An increasing number of scientifically valid guidelines will probably become available in the next few years. Various approaches will be used to encourage their adoption by clinicians, including monitoring of contracts, audit, and the feedback of information about performance. It has been proposed that clinical guidelines developed by expert agencies could be adapted locally for use in audit.22 This approach can be justified only if the locally adapted guidelines comply with the evidence from research, but no studies have yet been undertaken to evaluate the quality of guidelines that have been adapted for local use.23 Likewise, criteria and protocols could be developed locally by doctors or other clinicians undertaking audit, but the validity of the protocols produced may be questionable. The evaluation of evidence from research requires both skill and time that may not be readily available in every locality. Guidelines could be used to identify criteria, but if adequate evidence linked guidelines are not available the task of developing protocols will be even more complex. Even if guidelines are available, they have not usually been developed or presented to facilitate the identification of criteria. For example, current guidelines do not usually indicate which elements of care should be prioritised into categories such as “must do,” “should do,” or “could do.”

Ownership is commonly seen as an important influence on whether the criteria or guidelines are used and lead to improved care.22 24 It is argued that ownership is achieved only if the criteria are developed by those who use them. In a recent review of rigorous evaluations of methods for the implementation of guidelines, however, the balance of evidence did not indicate that ownership was of critical importance.6 Furthermore, local development need not be the only way to ensure that clinicians accept and comply with the criteria. Ownership is facilitated by allowing clinicians the freedom to choose whether performance is judged against “must do” criteria or “must do” plus “should do” and to select the most appropriate standards for their circumstances.
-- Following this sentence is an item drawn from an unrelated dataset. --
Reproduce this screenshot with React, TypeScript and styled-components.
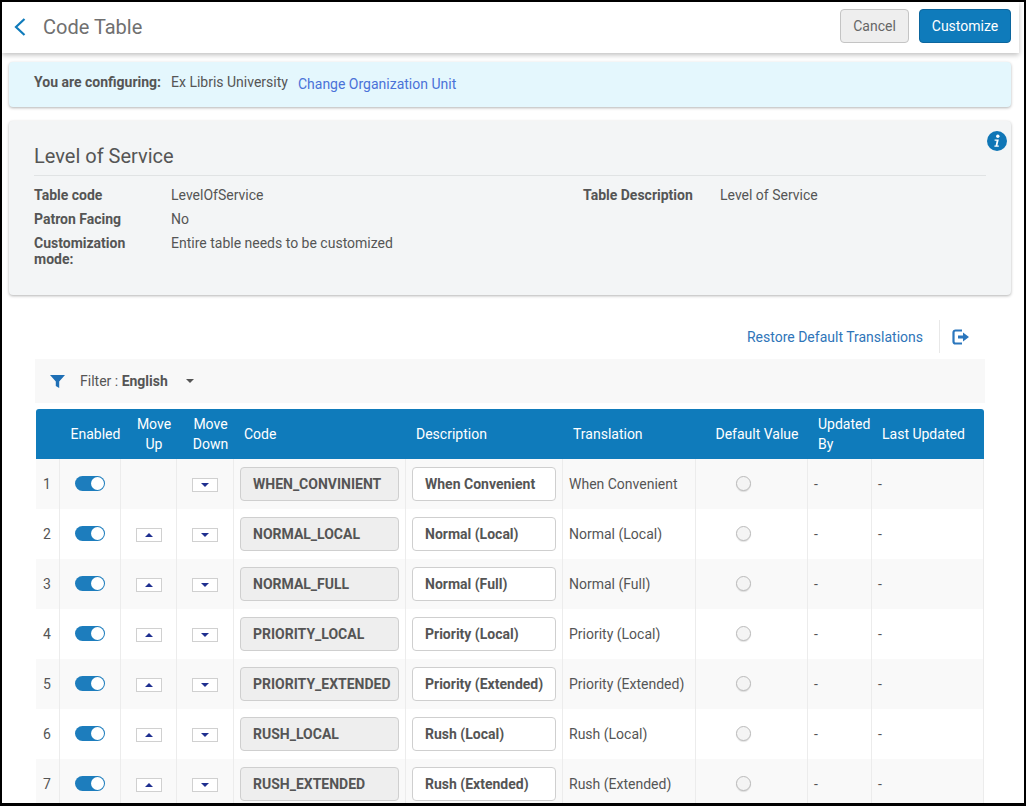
import React from "react"
import styled, { createGlobalStyle } from "styled-components"

const GlobalStyle = createGlobalStyle`
  html, body { margin: 0; padding: 0; background: #fff; }
  body { font-family: Roboto, "Liberation Sans", sans-serif; font-size: 14px; color: #555; }
  * { box-sizing: border-box; }
`

const rows = [
  { code: "WHEN_CONVINIENT", desc: "When Convenient", first: true },
  { code: "NORMAL_LOCAL", desc: "Normal (Local)" },
  { code: "NORMAL_FULL", desc: "Normal (Full)" },
  { code: "PRIORITY_LOCAL", desc: "Priority (Local)" },
  { code: "PRIORITY_EXTENDED", desc: "Priority (Extended)" },
  { code: "RUSH_LOCAL", desc: "Rush (Local)" },
  { code: "RUSH_EXTENDED", desc: "Rush (Extended)" },
]

const columnWidths = [24, 61, 56, 57, 172, 157, 133, 112, 64, 112]

export default function App() {
  return (
    <Frame>
      <GlobalStyle />
      <Page>
        <Header>
          <TitleGroup>
            <BackIcon viewBox="0 0 14 20" aria-hidden="true">
              <path d="M11.5 2 3 10l8.5 8" fill="none" stroke="#0f7bbb" strokeWidth="2.2" />
            </BackIcon>
            <Title>Code Table</Title>
          </TitleGroup>
          <Actions>
            <CancelButton>Cancel</CancelButton>
            <PrimaryButton>Customize</PrimaryButton>
          </Actions>
        </Header>

        <Banner>
          <BannerLabel>You are configuring:</BannerLabel>
          <BannerValue>Ex Libris University</BannerValue>
          <BannerLink>Change Organization Unit</BannerLink>
        </Banner>

        <InfoCard>
          <InfoIcon viewBox="0 0 20 20" aria-hidden="true">
            <circle cx="10" cy="10" r="10" fill="#0f76b6" />
            <circle cx="10.8" cy="5.2" r="1.7" fill="#fff" />
            <path d="M7.6 8.4h4.2l-1.4 6h1.4v1.3H7.4v-1.3h1.2l1-4.7H7.6z" fill="#fff" />
          </InfoIcon>
          <CardTitle>Level of Service</CardTitle>
          <DetailGrid>
            <DetailColumn>
              <DetailRow>
                <DetailLabel>Table code</DetailLabel>
                <span>LevelOfService</span>
              </DetailRow>
              <DetailRow>
                <DetailLabel>Patron Facing</DetailLabel>
                <span>No</span>
              </DetailRow>
              <DetailRow>
                <DetailLabel>Customization mode:</DetailLabel>
                <span>Entire table needs to be customized</span>
              </DetailRow>
            </DetailColumn>
            <DetailColumn>
              <DetailRow>
                <DetailLabel>Table Description</DetailLabel>
                <span>Level of Service</span>
              </DetailRow>
            </DetailColumn>
          </DetailGrid>
        </InfoCard>

        <ListSection>
          <ListToolbar>
            <RestoreLink>Restore Default Translations</RestoreLink>
            <ExportButton>
              <svg width="18" height="16" viewBox="0 0 18 16" aria-hidden="true">
                <path
                  d="M10 1.5H3.5a2 2 0 0 0-2 2v9a2 2 0 0 0 2 2H10"
                  fill="none"
                  stroke="#2a76bd"
                  strokeWidth="2.2"
                />
                <path d="M6 6.6h5V3.6L17 8l-6 4.4V9.4H6z" fill="#2a76bd" />
              </svg>
            </ExportButton>
          </ListToolbar>

          <FilterBar>
            <svg width="15" height="13" viewBox="0 0 15 13" aria-hidden="true">
              <path d="M0 0h15L9.2 6.5V13L5.8 11V6.5z" fill="#1f6fb5" />
            </svg>
            <FilterText>
              Filter : <strong>English</strong>
            </FilterText>
            <Caret />
          </FilterBar>

          <Table>
            <colgroup>
              {columnWidths.map((width, i) => (
                <col key={i} width={width} />
              ))}
            </colgroup>
            <thead>
              <tr>
                <HeadCell />
                <HeadCell $center>Enabled</HeadCell>
                <HeadCell $center>Move Up</HeadCell>
                <HeadCell $center>Move Down</HeadCell>
                <HeadCell>Code</HeadCell>
                <HeadCell>Description</HeadCell>
                <HeadCell>Translation</HeadCell>
                <HeadCell $center>Default Value</HeadCell>
                <HeadCell>Updated By</HeadCell>
                <HeadCell>Last Updated</HeadCell>
              </tr>
            </thead>
            <tbody>
              {rows.map((row, i) => (
                <Row key={row.code}>
                  <Cell>{i + 1}</Cell>
                  <Cell $center>
                    <Toggle />
                  </Cell>
                  <Cell $center>
                    {!row.first && (
                      <MoveButton aria-label="Move up">
                        <ArrowUp />
                      </MoveButton>
                    )}
                  </Cell>
                  <Cell $center>
                    <MoveButton aria-label="Move down">
                      <ArrowDown />
                    </MoveButton>
                  </Cell>
                  <Cell>
                    <CodeBox>{row.code}</CodeBox>
                  </Cell>
                  <Cell>
                    <DescriptionBox>{row.desc}</DescriptionBox>
                  </Cell>
                  <Cell>{row.desc}</Cell>
                  <Cell $center>
                    <Radio />
                  </Cell>
                  <Cell>-</Cell>
                  <Cell>-</Cell>
                </Row>
              ))}
            </tbody>
          </Table>
        </ListSection>
      </Page>
    </Frame>
  )
}

const Frame = styled.div`
  width: 1026px;
  height: 806px;
  overflow: hidden;
  border: 2px solid #000;
  border-bottom-width: 3px;
  background: #fff;
`
const Page = styled.div`
  width: 1017px;
`
const Header = styled.header`
  height: 51px;
  padding: 0 8px 0 11px;
  display: flex;
  align-items: center;
  justify-content: space-between;
  background: #fff;
  box-shadow: 0 2px 5px rgba(0, 0, 0, 0.25);
`
const TitleGroup = styled.div`
  display: flex;
  align-items: center;
  gap: 16px;
  margin-top: -2px;
`
const BackIcon = styled.svg`
  width: 14px;
  height: 20px;
`
const Title = styled.h1`
  margin: 0;
  font-size: 20px;
  font-weight: 400;
  color: #707070;
`
const Actions = styled.div`
  display: flex;
  gap: 10px;
  margin-top: -3px;
`
const CancelButton = styled.button`
  width: 69px;
  height: 34px;
  padding: 0;
  border: 1px solid #c4c4c4;
  border-radius: 4px;
  background: #eee;
  color: #666;
  font: 400 14px Roboto, sans-serif;
`
const PrimaryButton = styled(CancelButton)`
  width: 92px;
  border-color: #0c669e;
  background: #0f7bbb;
  color: #fff;
`
const Banner = styled.div`
  margin: 9px 8px 0 7px;
  height: 45px;
  padding: 0 25px;
  display: flex;
  align-items: center;
  border-radius: 4px;
  background: #e4f7fd;
  box-shadow: 0 1px 3px rgba(0, 0, 0, 0.3);
`
const BannerLabel = styled.span`
  width: 137px;
  margin-top: -6px;
  font-weight: 700;
`
const BannerValue = styled.span`
  margin-top: -6px;
`
const BannerLink = styled.a`
  margin-left: 10px;
  margin-top: -2px;
  color: #4a72d8;
`
const InfoCard = styled.section`
  position: relative;
  margin: 14px 8px 0 7px;
  height: 174px;
  padding: 24px 25px 0;
  border-radius: 4px;
  background: #f3f5f6;
  box-shadow: 0 1px 3px rgba(0, 0, 0, 0.3);
`
const InfoIcon = styled.svg`
  position: absolute;
  top: 10px;
  right: 4px;
  width: 20px;
  height: 20px;
`
const CardTitle = styled.h2`
  margin: 0;
  padding-bottom: 7px;
  border-bottom: 1px solid #e0e3e4;
  font-size: 20px;
  line-height: 23px;
  font-weight: 400;
  color: #555;
`
const DetailGrid = styled.div`
  display: grid;
  grid-template-columns: 549px 1fr;
  padding-top: 11px;
`
const DetailColumn = styled.div`
  display: flex;
  flex-direction: column;
  gap: 8px;
`
const DetailRow = styled.div`
  display: grid;
  grid-template-columns: 137px 1fr;
  line-height: 16px;
`
const DetailLabel = styled.span`
  font-weight: 700;
  padding-right: 20px;
`
const ListSection = styled.div`
  padding: 0 32px 0 33px;
`
const ListToolbar = styled.div`
  height: 64px;
  padding: 25px 2px 6px 0;
  display: flex;
  align-items: center;
  justify-content: flex-end;
`
const RestoreLink = styled.a`
  color: #2f75b9;
`
const ExportButton = styled.div`
  margin-left: 16px;
  width: 46px;
  height: 33px;
  padding-left: 12px;
  display: flex;
  align-items: center;
  border-left: 1px solid #e8e8e8;
`
const FilterBar = styled.div`
  height: 44px;
  margin-right: 2px;
  padding-left: 15px;
  display: flex;
  align-items: center;
  background: #f8f8f8;
`
const FilterText = styled.span`
  margin-left: 15px;
  strong {
    font-weight: 700;
  }
`
const Caret = styled.span`
  margin-left: 18px;
  width: 0;
  height: 0;
  border-left: 4px solid transparent;
  border-right: 4px solid transparent;
  border-top: 4px solid #555;
`
const Table = styled.table`
  width: 948px;
  margin: 6px 0 0 1px;
  border-collapse: separate;
  border-spacing: 0;
  table-layout: fixed;
`
const HeadCell = styled.th<{ $center?: boolean }>`
  height: 50px;
  padding: 0 ${(p) => (p.$center ? "0 0 10px" : "10px")};
  background: #0f7bbb;
  color: #fff;
  font-weight: 400;
  line-height: 20px;
  text-align: ${(p) => (p.$center ? "center" : "left")};
  &:first-child {
    border-top-left-radius: 3px;
  }
  &:last-child {
    border-top-right-radius: 3px;
  }
`
const Row = styled.tr`
  &:nth-child(odd) td {
    background: #f9f9f9;
  }
`
const Cell = styled.td<{ $center?: boolean }>`
  height: 50px;
  padding: 0 ${(p) => (p.$center ? "0" : "6px")};
  border-right: 1px solid #ececec;
  text-align: ${(p) => (p.$center ? "center" : "left")};
  vertical-align: middle;
  &:first-child {
    padding-left: 7px;
    padding-right: 0;
  }
`
const Toggle = styled.span`
  position: relative;
  top: -1px;
  display: inline-block;
  width: 30px;
  height: 15px;
  border-radius: 8px;
  background: #1d7dbd;
  vertical-align: middle;
  &::after {
    content: "";
    position: absolute;
    top: 1px;
    right: 1px;
    width: 13px;
    height: 13px;
    border-radius: 50%;
    background: #fff;
  }
`
const MoveButton = styled.span`
  display: inline-flex;
  align-items: center;
  justify-content: center;
  width: 26px;
  height: 14px;
  border: 1px solid #d0d0d0;
  background: #fff;
  vertical-align: middle;
`
const ArrowUp = styled.span`
  width: 0;
  height: 0;
  border-left: 4px solid transparent;
  border-right: 4px solid transparent;
  border-bottom: 4px solid #1f2f8f;
`
const ArrowDown = styled.span`
  width: 0;
  height: 0;
  border-left: 4px solid transparent;
  border-right: 4px solid transparent;
  border-top: 4px solid #1f2f8f;
`
const CodeBox = styled.div`
  width: 159px;
  height: 34px;
  padding-left: 12px;
  display: flex;
  align-items: center;
  white-space: nowrap;
  border: 1px solid #cfcfcf;
  border-radius: 4px;
  background: #eee;
  font-weight: 700;
  color: #555;
`
const DescriptionBox = styled(CodeBox)`
  width: 144px;
  background: #fff;
`
const Radio = styled.span`
  position: relative;
  top: -1px;
  display: inline-block;
  width: 15px;
  height: 15px;
  margin-right: 16px;
  border: 1px solid #bbb;
  border-radius: 50%;
  background: #f4f4f4;
  box-shadow: 0 1px 1px rgba(0, 0, 0, 0.12);
  vertical-align: middle;
`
The concentration of resources for development of protocols regionally or nationally would be more efficient and liable to lead to the use of more appropriate and rigorous methods. As national or regional guidelines linked to evidence are produced related protocols should be developed. The developers of a guideline might themselves devise a relevant protocol, but it is important that the specific circumstances of potential users of the protocol are taken into account. Most guidelines are not developed with a single clinical setting in mind, such as general practice or cardiology outpatient departments, and in most cases clinicians from the relevant setting must take the lead in defining the wording of criteria in the light of the guidelines and the research evidence. Locally, health commissions, audit groups, and other agencies concerned in the assessment of care can select a protocol which has been rigorously developed by an expert group for an aspect of care in which they are interested. Alternatively, if a set of adequate and approved guidelines have been issued they can then choose the criteria to be used, taking into account their prioritisation and the requirements of local clinicians. Local standards may also be set, and a systematic method of collecting and analysing information about compliance with the criteria can be used.

We hope that our clarification of the meaning and practical application of terms used will encourage the linkage of guidelines with criteria, thus providing a more effective approach to implementing the findings of research in everyday practice. Clinical practice based on evidence is more likely to be achieved if guidance to assist decision making and assessments of care are both used as related parts of an integrated system. The combination of an increasing number of scientifically valid guidelines, equally sound regional or national criteria, and an explicit mechanism used to ensure their appropriate use, such as that described in this paper, should facilitate the rational monitoring and audit of care.